Ian Goodfellow: The case for dynamic defenses against adversarial examples
- based on this
- adversarial examples: anything that is designed to mess with a model
- not just imperceptible, etc.
- the research community is overfitting to the problem he proposed 5 years ago…
- i.e. small norm ball perturbations model of adversarial examples
- need more realistic threat models
- no reason for attackers to stick to the norm ball
- value alignment – this attack corresponds to only first few steps of optimisation
- only focusing on starting points within test set and perturbing
- still not really solved after 2000 papers, but maybe some people should be moving on
- what about “true max”?
- test set attack (Gilmer et al. 2018) – find errors in the test set and repeat them forever
- as long as failure rate r ≠ 0, this attack works
- adversarial training improves accuracy on adversarial set but tends to decrease accuracy on natural test set
r = 0 will never happen (except for simple tasks), so can’t defeat the test set attack
- btw humans also have non-zero failure rate, so for once humans don’t give us an existence proof
- deterministic defenses just don’t work
- what about stochastic?
- model still can’t be perfect, so still a failure rate
- what about abstention?
- still just reducing r, still not perfect (m+1 classes instead of m)
- so… what about dynamic?
- breaks train / infer division
- requires behaviour that changes after deployment
- very scary
- but almost certainly necessary for true defense
- side effect: if you believe dynamic defense is necessary, then making models less flaky also makes things more secure
- “memorization” defense (with or without abstention)

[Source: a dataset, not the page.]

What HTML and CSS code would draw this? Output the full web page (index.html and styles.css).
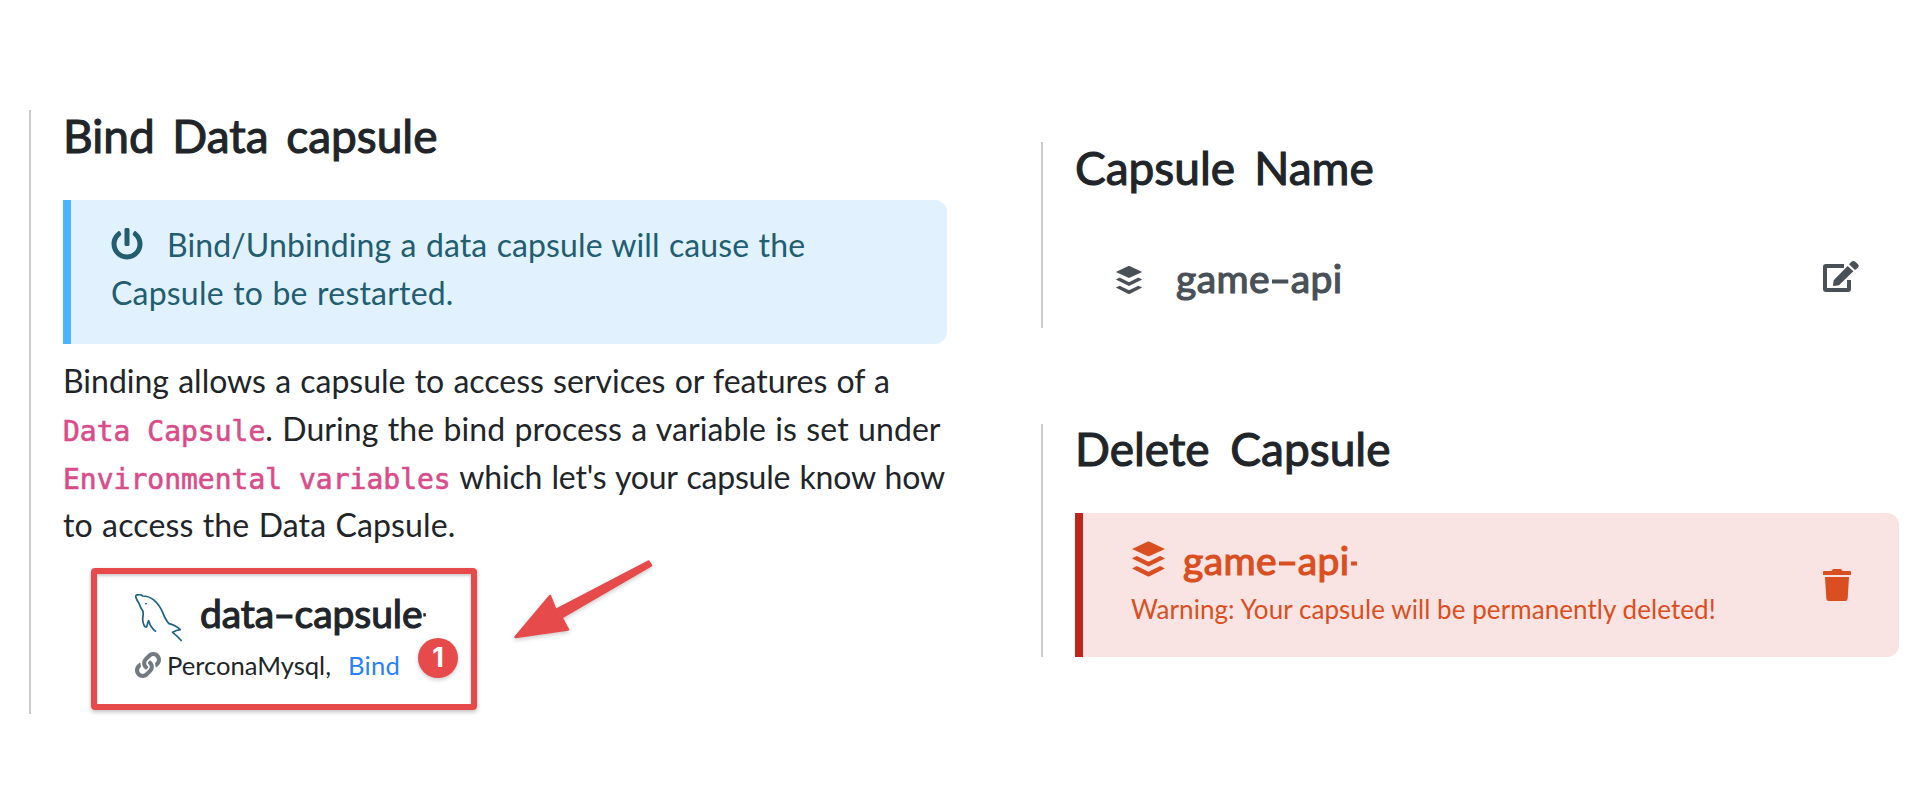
FILE: index.html
```
<!DOCTYPE html>
<html lang="en">
<head>
<meta charset="utf-8">
<title>Capsule settings</title>
<link rel="stylesheet" href="styles.css">
</head>
<body>
<svg class="defs" width="0" height="0">
  <symbol id="buffer" viewBox="0 0 448 512"><path d="M427.84 380.67l-196.5 97.82a18.6 18.6 0 0 1-14.67 0L20.16 380.67c-4-2-4-5.28 0-7.29L67.22 350a18.65 18.65 0 0 1 14.69 0l134.76 67a18.51 18.51 0 0 0 14.67 0l134.76-67a18.62 18.62 0 0 1 14.68 0l47.06 23.43c4.05 1.96 4.05 5.24 0 7.24zm0-136.53l-47.06-23.43a18.62 18.62 0 0 0-14.68 0l-134.76 67.08a18.68 18.68 0 0 1-14.67 0L81.91 220.71a18.65 18.65 0 0 0-14.69 0l-47.06 23.43c-4 2-4 5.29 0 7.31l196.51 97.8a18.6 18.6 0 0 0 14.67 0l196.5-97.8c4.05-2.02 4.05-5.3 0-7.31zM20.16 130.42l196.5 90.29a20.08 20.08 0 0 0 14.67 0l196.51-90.29c4-1.86 4-4.89 0-6.74L231.33 33.4a19.88 19.88 0 0 0-14.67 0l-196.5 90.28c-4.05 1.85-4.05 4.88 0 6.74z"/></symbol>
</svg>
<main class="page">
  <section class="panel bind">
    <h2 class="heading heading-bind">Bind Data capsule</h2>
    <div class="alert alert-info">
      <div class="line l-a1"><svg class="power" viewBox="0 0 512 512"><path d="M400 54.1c63 45 104 118.6 104 201.9 0 136.8-110.8 247.7-247.5 248C120 504.3 8.2 393 8 256.4 7.9 173.1 48.9 99.3 111.8 54.2c11.7-8.3 28-4.8 35 7.7L162.6 90c5.9 10.5 3.1 23.8-6.6 31-41.5 30.8-68 79.6-68 134.9-.1 92.3 74.5 168.1 168 168.1 91.6 0 168.6-74.2 168-169.1-.3-51.8-24.7-101.8-68.1-134-9.7-7.2-12.4-20.5-6.5-30.9l15.8-28.1c7-12.4 23.2-16.1 34.8-7.8zM296 264V24c0-13.3-10.7-24-24-24h-32c-13.3 0-24 10.7-24 24v240c0 13.3 10.7 24 24 24h32c13.3 0 24-10.7 24-24z"/></svg>Bind/Unbinding a data capsule will cause the</div>
      <div class="line l-a2">Capsule to be restarted.</div>
    </div>
    <div class="copy">
      <div class="line">Binding allows a capsule to access services or features of a</div>
      <div class="line l-p2"><code>Data Capsule</code>. During the bind process a variable is set under</div>
      <div class="line l-p3"><code>Environmental variables</code> which let's your capsule know how</div>
      <div class="line l-p4">to access the Data Capsule.</div>
    </div>
    <div class="callout">
      <div class="service">
        <svg class="dolphin" viewBox="15 12 144 144"><path d="M17 21Q16 14 27 14Q34 14 38 18Q56 18 70 29Q88 44 98 67Q106 89 117 101Q138 106 151 119Q139 120 128 127Q142 138 155 153M17 20Q19 29 27 40Q31 53 38 62Q41 70 38 84Q38 102 45 110Q50 114 51 107Q53 97 56 92Q61 112 78 125"/><circle cx="48" cy="41" r="2.8"/></svg>
        <h3 class="name name-data">data<span class="dash">-</span>capsule<span class="stub stub-sm">-</span></h3>
      </div>
      <div class="meta">
        <svg class="link" viewBox="0 0 512 512"><path d="M326.612 185.391c59.747 59.809 58.927 155.698.36 214.59-.11.12-.24.25-.36.37l-67.2 67.2c-59.27 59.27-155.699 59.262-214.96 0-59.27-59.26-59.27-155.7 0-214.96l37.106-37.106c9.84-9.84 26.786-3.3 27.294 10.606.648 17.722 3.826 35.527 9.69 52.721 1.986 5.822.567 12.262-3.783 16.612l-13.087 13.087c-28.026 28.026-28.905 73.66-1.155 101.96 28.024 28.579 74.086 28.749 102.325.51l67.2-67.19c28.191-28.191 28.073-73.757 0-101.83-3.701-3.694-7.429-6.564-10.341-8.569a16.037 16.037 0 0 1-6.947-12.606c-.396-10.567 3.348-21.456 11.698-29.806l21.054-21.055c5.521-5.521 14.182-6.199 20.584-1.731a152.482 152.482 0 0 1 20.522 17.197zM467.547 44.449c-59.261-59.262-155.69-59.27-214.96 0l-67.2 67.2c-.12.12-.25.25-.36.37-58.566 58.892-59.387 154.781.36 214.59a152.454 152.454 0 0 0 20.521 17.196c6.402 4.468 15.064 3.789 20.584-1.731l21.054-21.055c8.35-8.35 12.094-19.239 11.698-29.806a16.037 16.037 0 0 0-6.947-12.606c-2.912-2.005-6.64-4.875-10.341-8.569-28.073-28.073-28.191-73.639 0-101.83l67.2-67.19c28.239-28.239 74.3-28.069 102.325.51 27.75 28.3 26.872 73.934-1.155 101.96l-13.087 13.087c-4.35 4.35-5.769 10.79-3.783 16.612 5.864 17.194 9.042 34.999 9.69 52.721.509 13.906 17.454 20.446 27.294 10.606l37.106-37.106c59.271-59.259 59.271-155.699.001-214.959z"/></svg>
        <span>PerconaMysql,</span><a class="bind-link">Bind</a>
      </div>
      <span class="badge">1</span>
      <svg class="arrow" viewBox="0 0 150 90"><path d="M5.500 77L40 36L45.500 50L138.500 1.500L141 5.500L51.500 57.500L58 69.500Z"/></svg>
    </div>
  </section>
  <div class="side">
    <section class="panel rename">
      <h2 class="heading heading-name">Capsule Name</h2>
      <div class="row">
        <svg class="buffer-sm"><use href="#buffer"/></svg>
        <h3 class="name name-grey">game<span class="dash">-</span>api</h3>
        <svg class="edit" viewBox="24 24 108 96"><path class="frame" d="M87 42H33a3 3 0 0 0-3 3V111a3 3 0 0 0 3 3H99a3 3 0 0 0 3-3V84"/><path class="gap" d="M54 99L56 85L98 42L115 58L72 100L57 102Q54 102 54 99Z"/><path d="M54 99L56 85L98 42L115 58L72 100L57 102Q54 102 54 99ZM102 37L108 31Q114 24 121 29L129 37Q134 43 128 48L120 54Z"/></svg>
      </div>
    </section>
    <section class="panel delete">
      <h2 class="heading heading-delete">Delete Capsule</h2>
      <div class="alert alert-danger">
        <div>
          <div class="service">
            <svg class="buffer-lg"><use href="#buffer"/></svg>
            <h3 class="name">game<span class="dash">-</span>api<span class="stub">-</span></h3>
          </div>
          <p class="warning">Warning: Your capsule will be permanently deleted!</p>
        </div>
        <svg class="trash" viewBox="0 0 28 32"><path d="M1 2H8.500L10 0H18L19.500 2H27Q28 2 28 3V6H0V3Q0 2 1 2ZM2 8H26L24.700 29.500Q24.500 32 22 32H6Q3.500 32 3.300 29.500Z"/></svg>
      </div>
    </section>
  </div>
</main>
</body>
</html>
```
FILE: styles.css
```
* { box-sizing: border-box; }
body { margin: 0; background: #fff; color: #212529; font-family: Lato, "Open Sans", sans-serif; }
h2, h3, p { margin: 0; }
svg { display: block; flex: none; fill: currentColor; }
.defs { position: absolute; }
.page { display: flex; height: 794px; align-items: flex-start; padding: 110px 29px 0; }
.panel { border-left: 2px solid #ccc; padding-left: 32px; }
.bind { width: 918px; height: 604px; margin-right: 94px; }
.side { flex: 1; padding-top: 32px; display: flex; flex-direction: column; gap: 96px; }

.heading { height: 50px; font-size: 46px; font-weight: 400; line-height: 52px; white-space: nowrap; letter-spacing: 0; -webkit-text-stroke: 1.1px currentColor; }
.heading-bind { word-spacing: 5.8px; }
.heading-name { word-spacing: 7.4px; }
.heading-delete { height: 48px; word-spacing: 9px; line-height: 50px; }

.alert { height: 144px; border-left: 8px solid; border-radius: 0 12px 12px 0; }
.alert-info { margin-top: 40px; padding: 21px 40px 0; background: #e1f1fe; border-color: #4db5ff; color: #225d70; }
.alert-danger { margin-top: 41px; padding: 20px 48px; background: #f9e4e3; border-color: #bd271b; color: #d94f21; display: flex; justify-content: space-between; align-items: center; }

.line { height: 48px; line-height: 48px; font-size: 32px; white-space: nowrap; word-spacing: 1px; }
.l-a1 { display: flex; letter-spacing: .11px; }
.l-a2 { letter-spacing: .2px; }
.l-p2 { letter-spacing: .09px; }
.l-p3 { letter-spacing: -.2px; word-spacing: 1.3px; }
.l-p4 { letter-spacing: .13px; }
.power { width: 32px; height: 32px; margin: 7px 24px 0 0; }
.copy { margin-top: 13px; }
code { font: 28px/28px "DejaVu Sans Mono", monospace; color: #d94c8a; letter-spacing: 0; word-spacing: 0; -webkit-text-stroke: .6px #d94c8a; }

.callout { position: relative; width: 386px; height: 142px; margin: 19px 0 0 28px; padding: 14px 0 0 38px; border: 6px solid #e64a4b; border-radius: 4px; box-shadow: 0 2px 4px rgba(0,0,0,.25), inset 0 2px 3px rgba(0,0,0,.2); }
.service { display: flex; height: 48px; }
.name { font-size: 39px; font-weight: 400; line-height: 48px; white-space: nowrap; letter-spacing: .4px; -webkit-text-stroke: 1.2px currentColor; }
.name-data { margin: 1px 0 0 17px; letter-spacing: -.05px; }
.name-grey { margin: 2px 0 0 33px; }
.dash { display: inline-block; margin: 0 3px; transform: scaleX(1.5); }
.stub { display: inline-block; width: 8px; transform: scaleX(.55); transform-origin: left; }
.stub-sm { width: 3px; transform: scale(.22, .75); }
.dolphin { width: 48px; height: 48px; margin-top: 6px; fill: #1f6389; }
.dolphin path { fill: none; stroke: #1f6389; stroke-width: 5.2; stroke-linejoin: round; }
.meta { display: flex; align-items: center; height: 40px; margin-top: 9px; font-size: 25.6px; }
.link { width: 26px; height: 26px; margin-right: 6px; color: #727980; }
.bind-link { margin-left: 17px; color: #2780ff; letter-spacing: .3px; }
.badge { position: absolute; left: 321px; top: 64px; width: 40px; height: 40px; border-radius: 50%; background: #e64a4b; color: #fff; font: 700 27px/39px Inter, sans-serif; text-align: center; box-shadow: 0 2px 4px rgba(0,0,0,.2); }
.arrow { position: absolute; left: 413px; top: -14px; width: 150px; height: 90px; fill: #e64a4b; stroke: #e64a4b; stroke-width: 2.5; stroke-linejoin: round; overflow: visible; filter: drop-shadow(0 2px 2px rgba(0,0,0,.2)); }

.rename { height: 186px; }
.row { display: flex; align-items: flex-start; height: 48px; margin-top: 60px; padding: 0 40px; color: #495057; }
.buffer-sm { width: 28px; height: 32px; margin-top: 12px; }
.edit { width: 36px; height: 32px; margin: 8px 0 0 auto; }
.edit .frame { fill: none; stroke: currentColor; stroke-width: 12; }
.edit .gap { fill: #fff; stroke: #fff; stroke-width: 3; }
.delete { height: 233px; }
.buffer-lg { width: 35px; height: 40px; margin-top: 3px; }
.alert-danger .name { margin-left: 17px; }
.alert-danger .service { margin-top: -2px; }
.warning { font-size: 26px; line-height: 48px; margin-top: 1px; white-space: nowrap; letter-spacing: .07px; }
.trash { width: 28px; height: 32px; }
```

- existence of dynamic defense that outperforms fixed defenses on test set attack
- dynamic is necessary, probably not sufficient
- question: does dynamic defense always need an oracle?
- hard to imagine what it looks like without…
Panel Number Two
- how do we get good specifications to then optimize?
- they’re not just handed down from god…
- “One thing that will get easier is convincing people of the importance of AI safety research” (Goodfellow)
- make AIs that make the same mistakes as humans?
- dynamic proposal: can’t make a perfect system, so should make mistakes that aren’t predictable rather than modeling them on humans
- there isn’t even a ground truth for most tasks, so of course AI systems will make mistakes
- AI safety: how do you deal with the fact that humans are suboptimal?
- think about how safety works in other fields of computer science
- e.g. Byzantine fault tolerance
- Goodfellow wants less crappy adversarial example papers
Above: Goodfellow, sick and tired of crappy adversarial example papers (I’m just kidding, he actually always looks like this).